Cloud migration also creates an opportunity to retire brittle custom code. Instead of replicating every historical exception, implementation leaders should classify customizations into strategic differentiators, regulatory necessities, and avoidable legacy artifacts. This discipline reduces technical debt and improves upgrade readiness.
Implementation governance that protects service continuity
Distribution ERP deployments affect daily revenue execution. Governance therefore needs to be operational, not ceremonial. Executive sponsors should establish a steering structure that includes procurement leadership, warehouse operations, customer service, finance, IT, and change management. Decision rights must be explicit for process design, data ownership, integration scope, testing sign-off, and cutover readiness.
The most effective governance models use a tiered cadence. Workstream teams resolve design issues weekly. A program management office tracks dependencies, defects, and readiness metrics. Executive steering committees intervene only on cross-functional decisions, budget tradeoffs, and risk escalations. This prevents strategic meetings from becoming configuration workshops while ensuring that unresolved operational issues do not linger until go-live.
| Risk area | Typical failure pattern | Recommended control |
|---|---|---|
| Master data migration | Incorrect item or supplier records disrupt replenishment | Mock migrations with business validation ownership |
| Integration timing | Inventory or shipment updates arrive late | End-to-end transaction monitoring and exception queues |
| Process adoption | Users revert to spreadsheets and email approvals | Role-based training plus policy enforcement |
| Cutover planning | Open POs and orders are mishandled during transition | Detailed cutover rehearsal with rollback criteria |
| Service continuity | Fill rate drops after go-live | Hypercare command center with daily KPI review |
Realistic deployment scenario: multi-warehouse distributor modernization
Consider a distributor operating six warehouses, 40,000 SKUs, and a mix of stock and special-order products. Procurement is centralized, but fulfillment execution is local. The company runs a legacy ERP for purchasing and finance, separate warehouse applications at each site, and spreadsheet-based allocation decisions during shortages. Customer service lacks visibility into inbound purchase order delays, while buyers cannot see how fulfillment substitutions affect demand patterns.
In this scenario, the ERP deployment framework should begin with shortage management and inventory visibility. The target design would standardize item status codes, supplier lead-time maintenance, receiving confirmation rules, and allocation priorities by customer segment. Integration between ERP and WMS would publish inventory availability changes quickly enough to support order promising and wave planning. Buyers would receive exception dashboards for late supplier confirmations and demand spikes. Customer service would see expected receipt dates and approved substitution logic inside the order workflow.
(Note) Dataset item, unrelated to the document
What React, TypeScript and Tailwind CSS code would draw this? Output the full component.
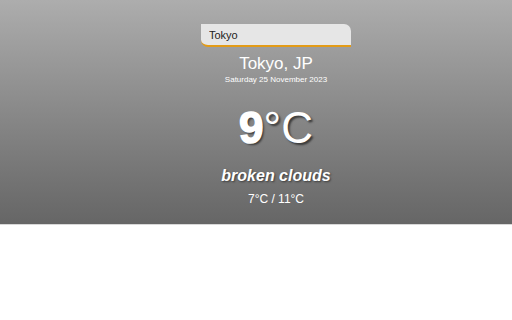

The implementation sequence might deploy core procurement and inventory controls first, then warehouse integration, then advanced fulfillment orchestration. This phased approach reduces operational shock while still moving the organization toward a unified source-to-ship model.
Onboarding and adoption strategy for procurement and fulfillment teams
Adoption planning in distribution ERP programs must reflect role-specific operational realities. Buyers need training on exception-based replenishment, supplier collaboration workflows, and approval controls. Receiving teams need mobile transaction discipline, discrepancy coding, and inventory status handling. Warehouse supervisors need visibility into release logic, wave dependencies, and inventory holds. Customer service teams need confidence in ATP dates, backorder rules, and escalation paths.
Training should not rely on generic system demonstrations. It should use scenario-based exercises built from actual distribution events: partial supplier shipments, damaged receipts, urgent customer orders, cross-dock transfers, substitute item approvals, and carrier cutoff misses. This approach improves retention and exposes process gaps before go-live.
- Create role-based learning paths tied to daily transactions and approval responsibilities
- Use super users from procurement, warehouse, and customer service to validate training content
- Run conference room pilots using real SKUs, suppliers, and order scenarios
- Measure adoption through transaction compliance, exception resolution speed, and spreadsheet reduction
- Maintain hypercare support with floor presence in warehouses and rapid issue triage
Metrics that matter after go-live
Post-deployment success should be measured through operational outcomes, not only technical stability. For procurement, monitor purchase order confirmation cycle time, supplier on-time performance, lead-time accuracy, and receipt discrepancy rates. For fulfillment, track order cycle time, fill rate, perfect order performance, pick accuracy, shipment timeliness, and backorder aging. For integrated performance, monitor inventory turns, stockout frequency, expedite cost, and margin impact from substitutions or split shipments.
These metrics should be reviewed in a structured stabilization model. During the first 30 days, focus on transaction integrity and service continuity. During days 30 to 90, focus on policy adherence and exception reduction. After 90 days, optimize planning parameters, warehouse labor alignment, and supplier collaboration. This staged KPI model helps executives distinguish between normal stabilization noise and structural design issues.
Executive recommendations for enterprise deployment leaders
Executives should treat procurement and fulfillment integration as a business operating model initiative supported by ERP, not as a software installation. That means funding data remediation early, assigning accountable process owners, and refusing unnecessary customization that preserves fragmented practices. It also means aligning deployment waves with customer service risk, warehouse seasonality, and supplier readiness.
For cloud ERP programs, leaders should prioritize architectural simplicity, upgrade resilience, and observability across integrations. For enterprise rollouts, they should standardize where possible and localize only where justified. Most importantly, they should require measurable adoption outcomes. If buyers, warehouse teams, and customer service representatives continue to operate outside the ERP, integration benefits will not materialize regardless of platform quality.
The strongest distribution ERP deployment frameworks create synchronized execution across sourcing, inventory, warehousing, and customer fulfillment. That synchronization is what improves service reliability, working capital performance, and scalability as the business grows, acquires new entities, or expands channels.